== COLLECTED DATA

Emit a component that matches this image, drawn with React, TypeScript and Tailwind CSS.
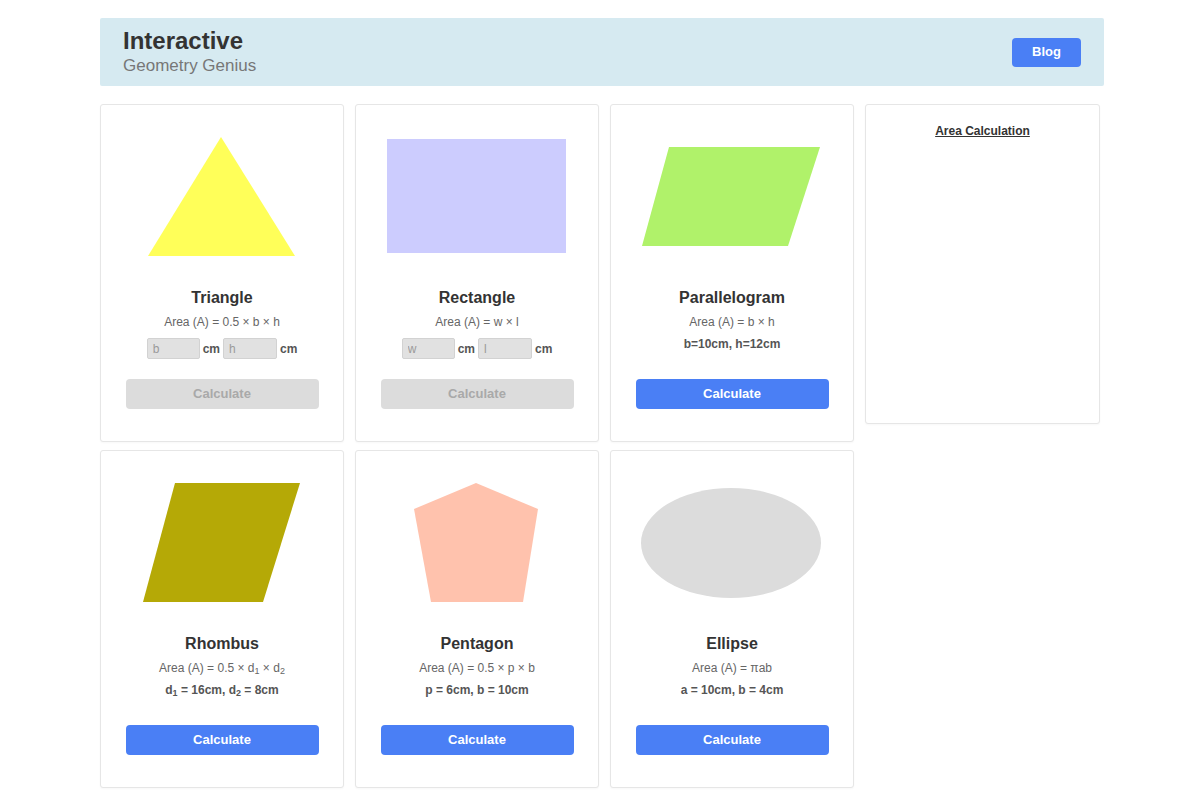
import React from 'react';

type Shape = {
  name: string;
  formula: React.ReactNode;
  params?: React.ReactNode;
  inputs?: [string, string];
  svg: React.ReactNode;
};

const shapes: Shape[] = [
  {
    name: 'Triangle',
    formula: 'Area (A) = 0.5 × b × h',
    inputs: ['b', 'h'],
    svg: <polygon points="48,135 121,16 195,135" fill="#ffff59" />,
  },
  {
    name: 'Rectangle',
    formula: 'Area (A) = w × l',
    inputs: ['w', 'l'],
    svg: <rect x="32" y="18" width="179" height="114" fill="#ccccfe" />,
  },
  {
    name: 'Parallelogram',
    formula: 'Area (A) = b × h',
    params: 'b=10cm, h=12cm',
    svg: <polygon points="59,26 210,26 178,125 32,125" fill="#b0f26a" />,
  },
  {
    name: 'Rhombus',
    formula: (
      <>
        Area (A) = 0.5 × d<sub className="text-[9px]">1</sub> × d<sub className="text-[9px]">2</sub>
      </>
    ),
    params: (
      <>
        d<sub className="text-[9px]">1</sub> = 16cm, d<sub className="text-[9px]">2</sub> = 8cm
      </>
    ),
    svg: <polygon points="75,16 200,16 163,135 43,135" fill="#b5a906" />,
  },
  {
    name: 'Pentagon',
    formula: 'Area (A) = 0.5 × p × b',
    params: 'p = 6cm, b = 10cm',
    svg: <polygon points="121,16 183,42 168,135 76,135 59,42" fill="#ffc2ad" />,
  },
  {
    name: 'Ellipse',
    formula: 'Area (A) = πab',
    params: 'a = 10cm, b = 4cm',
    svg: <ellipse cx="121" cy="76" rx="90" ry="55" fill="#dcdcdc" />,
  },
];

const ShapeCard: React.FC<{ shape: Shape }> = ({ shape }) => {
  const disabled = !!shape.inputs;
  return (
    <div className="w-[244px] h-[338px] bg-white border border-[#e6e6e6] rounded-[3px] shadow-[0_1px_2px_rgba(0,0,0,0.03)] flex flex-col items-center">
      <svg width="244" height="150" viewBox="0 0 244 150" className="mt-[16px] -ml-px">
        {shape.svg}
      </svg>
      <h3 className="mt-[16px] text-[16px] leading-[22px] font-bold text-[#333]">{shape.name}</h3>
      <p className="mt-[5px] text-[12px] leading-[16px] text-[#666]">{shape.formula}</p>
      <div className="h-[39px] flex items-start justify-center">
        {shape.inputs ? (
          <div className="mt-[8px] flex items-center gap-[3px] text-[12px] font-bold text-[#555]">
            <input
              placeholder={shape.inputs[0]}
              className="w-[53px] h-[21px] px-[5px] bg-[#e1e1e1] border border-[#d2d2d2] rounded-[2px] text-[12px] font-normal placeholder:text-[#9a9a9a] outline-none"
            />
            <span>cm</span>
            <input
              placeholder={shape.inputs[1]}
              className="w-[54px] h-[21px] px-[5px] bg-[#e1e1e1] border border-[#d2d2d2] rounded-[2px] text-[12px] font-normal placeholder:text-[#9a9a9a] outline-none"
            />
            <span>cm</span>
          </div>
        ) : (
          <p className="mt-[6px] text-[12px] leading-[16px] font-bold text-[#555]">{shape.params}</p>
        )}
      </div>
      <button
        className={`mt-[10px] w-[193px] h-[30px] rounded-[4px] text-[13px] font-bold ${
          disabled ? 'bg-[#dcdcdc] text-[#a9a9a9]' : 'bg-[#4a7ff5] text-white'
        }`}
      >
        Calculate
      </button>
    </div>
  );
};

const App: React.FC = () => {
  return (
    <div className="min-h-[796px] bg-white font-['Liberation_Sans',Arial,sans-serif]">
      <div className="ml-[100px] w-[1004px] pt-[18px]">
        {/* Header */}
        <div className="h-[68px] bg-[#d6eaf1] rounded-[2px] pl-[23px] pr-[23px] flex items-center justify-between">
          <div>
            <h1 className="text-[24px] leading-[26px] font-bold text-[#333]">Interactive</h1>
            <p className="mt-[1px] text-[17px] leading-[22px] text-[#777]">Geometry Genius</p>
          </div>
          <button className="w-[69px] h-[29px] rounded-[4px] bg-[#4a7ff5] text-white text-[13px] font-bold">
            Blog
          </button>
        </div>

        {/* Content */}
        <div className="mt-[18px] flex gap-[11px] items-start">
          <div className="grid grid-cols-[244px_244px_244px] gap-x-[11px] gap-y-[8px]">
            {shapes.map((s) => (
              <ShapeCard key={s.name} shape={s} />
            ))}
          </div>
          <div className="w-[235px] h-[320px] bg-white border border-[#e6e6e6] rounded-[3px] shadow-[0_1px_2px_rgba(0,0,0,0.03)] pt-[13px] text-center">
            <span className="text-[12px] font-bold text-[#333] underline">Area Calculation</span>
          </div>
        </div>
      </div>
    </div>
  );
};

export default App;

====

In the material above, find the lines that contain "React" and show them.

Emit a component that matches this image, drawn with React, TypeScript and Tailwind CSS.
import React from 'react';
  formula: React.ReactNode;
  params?: React.ReactNode;
  svg: React.ReactNode;
const ShapeCard: React.FC<{ shape: Shape }> = ({ shape }) => {
const App: React.FC = () => {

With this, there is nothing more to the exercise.